MattC February 13, 2018 at 3:57 pm

Holy CATS! Rant, you slipped a post in on me unobserved! Good timing though. I’ve been wondering about this as we progressed towards the start of this years WO’s. On the one hand, I surely don’t know enough about their program (and who was in and who was not) to say whether all their athletes should be banned or not. IF there were clean athletes then why SHOULD they be banned? But on the other hand, it’s just what you talked about. Setting a standard. The Olympics is more than just individual accomplishments…(sort of). That the teams are there representing their country, and if a team is caught cheating then the entire team/country is penalized.

But that all aside, it’s fun to see it playing out again. There’s tons of drama, and watching athletes do their best and let the chips fall where they may (as far as medals) is pretty great!

And so…welcome back after a rather long hiatus! Good to have you back!

Rant February 19, 2018 at 9:25 am

Yep. I’m a sneaky one, aren’t I? 😉 Might even crank out another post in the next day or two. Especially given the news about the Russian curler coming up positive for meldonium.

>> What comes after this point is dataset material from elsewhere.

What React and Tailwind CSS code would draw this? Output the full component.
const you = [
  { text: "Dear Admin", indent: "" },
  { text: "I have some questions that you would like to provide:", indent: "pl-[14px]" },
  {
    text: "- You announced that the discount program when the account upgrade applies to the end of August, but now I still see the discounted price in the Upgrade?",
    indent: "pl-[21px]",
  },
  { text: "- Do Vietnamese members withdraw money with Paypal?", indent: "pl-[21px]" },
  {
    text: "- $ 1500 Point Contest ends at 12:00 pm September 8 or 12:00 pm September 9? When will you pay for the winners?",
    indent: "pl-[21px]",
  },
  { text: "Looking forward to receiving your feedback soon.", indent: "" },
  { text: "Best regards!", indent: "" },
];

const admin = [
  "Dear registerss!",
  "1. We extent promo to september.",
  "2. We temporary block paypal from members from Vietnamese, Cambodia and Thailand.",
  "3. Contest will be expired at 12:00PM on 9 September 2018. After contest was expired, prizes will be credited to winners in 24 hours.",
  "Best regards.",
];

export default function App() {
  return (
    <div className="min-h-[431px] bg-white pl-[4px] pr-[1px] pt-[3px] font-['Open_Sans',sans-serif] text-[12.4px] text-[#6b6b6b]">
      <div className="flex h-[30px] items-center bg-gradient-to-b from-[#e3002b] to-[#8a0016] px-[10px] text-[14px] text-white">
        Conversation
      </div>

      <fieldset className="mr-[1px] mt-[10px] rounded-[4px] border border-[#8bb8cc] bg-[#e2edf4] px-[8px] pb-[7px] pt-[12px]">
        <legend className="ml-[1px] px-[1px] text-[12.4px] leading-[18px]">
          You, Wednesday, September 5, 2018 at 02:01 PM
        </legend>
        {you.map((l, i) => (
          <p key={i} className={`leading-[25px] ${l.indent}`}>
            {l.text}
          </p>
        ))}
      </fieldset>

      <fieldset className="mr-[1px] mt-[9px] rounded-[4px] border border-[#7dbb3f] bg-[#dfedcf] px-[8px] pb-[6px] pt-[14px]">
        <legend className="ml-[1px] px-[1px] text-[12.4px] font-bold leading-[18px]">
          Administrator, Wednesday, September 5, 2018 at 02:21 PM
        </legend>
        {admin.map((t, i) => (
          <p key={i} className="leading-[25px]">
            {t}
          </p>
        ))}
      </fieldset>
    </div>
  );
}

MattC February 21, 2018 at 5:15 pm

That one really cracked me up…a CURLER positive for doping! I mean, SERIOUSLY?? I’m just not seeing the benefit…do they slide better on the ice holding onto that little broom and steering the roc doped? Was the guy like 97 years old and having a hard time hefting his ‘rocs’? (isn’t that what they’re called, rocs? seems I heard that somewhere) Ahhh yes, I can see it now…having a hematocrit of 57 makes you a WAY better curler! You could curl all day and night, totally outlasting your competition!

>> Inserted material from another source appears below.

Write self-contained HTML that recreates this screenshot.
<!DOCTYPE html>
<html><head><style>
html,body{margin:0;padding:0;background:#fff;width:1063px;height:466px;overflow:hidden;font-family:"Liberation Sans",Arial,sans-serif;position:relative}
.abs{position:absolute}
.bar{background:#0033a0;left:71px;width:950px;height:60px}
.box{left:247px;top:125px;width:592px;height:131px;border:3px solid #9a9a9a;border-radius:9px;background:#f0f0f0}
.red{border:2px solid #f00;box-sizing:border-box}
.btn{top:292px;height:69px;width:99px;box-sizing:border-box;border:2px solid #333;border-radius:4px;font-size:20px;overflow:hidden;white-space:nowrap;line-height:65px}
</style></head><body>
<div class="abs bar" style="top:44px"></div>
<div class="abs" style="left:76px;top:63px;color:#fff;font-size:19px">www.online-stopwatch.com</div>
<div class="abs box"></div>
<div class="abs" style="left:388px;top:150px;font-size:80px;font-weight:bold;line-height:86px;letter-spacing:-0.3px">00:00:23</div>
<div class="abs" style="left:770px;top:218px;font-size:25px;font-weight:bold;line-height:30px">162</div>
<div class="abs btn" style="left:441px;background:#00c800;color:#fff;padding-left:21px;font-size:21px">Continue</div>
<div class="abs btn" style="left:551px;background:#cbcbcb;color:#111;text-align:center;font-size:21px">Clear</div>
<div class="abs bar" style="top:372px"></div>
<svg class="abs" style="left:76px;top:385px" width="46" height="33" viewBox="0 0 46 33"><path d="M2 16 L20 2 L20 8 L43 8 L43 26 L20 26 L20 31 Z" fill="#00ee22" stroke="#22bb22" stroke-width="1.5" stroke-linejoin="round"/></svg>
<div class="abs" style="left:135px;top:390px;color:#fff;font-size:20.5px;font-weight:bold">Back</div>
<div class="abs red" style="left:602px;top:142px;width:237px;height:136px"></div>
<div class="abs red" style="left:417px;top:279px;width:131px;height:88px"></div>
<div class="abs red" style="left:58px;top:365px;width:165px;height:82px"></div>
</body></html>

Nope…just not seeing it. Maybe it was just as simple as “you all will dope” and he was caught up in it. He was (is) on the Russian team…state sponsored doping program…maybe they required everybody to be in on it so nobody could rat them out w/out incriminating themselves? It sure doesn’t make sense (and btw, just WHAT IS meldonium? Sounds like a new heavy metal on the periodic table.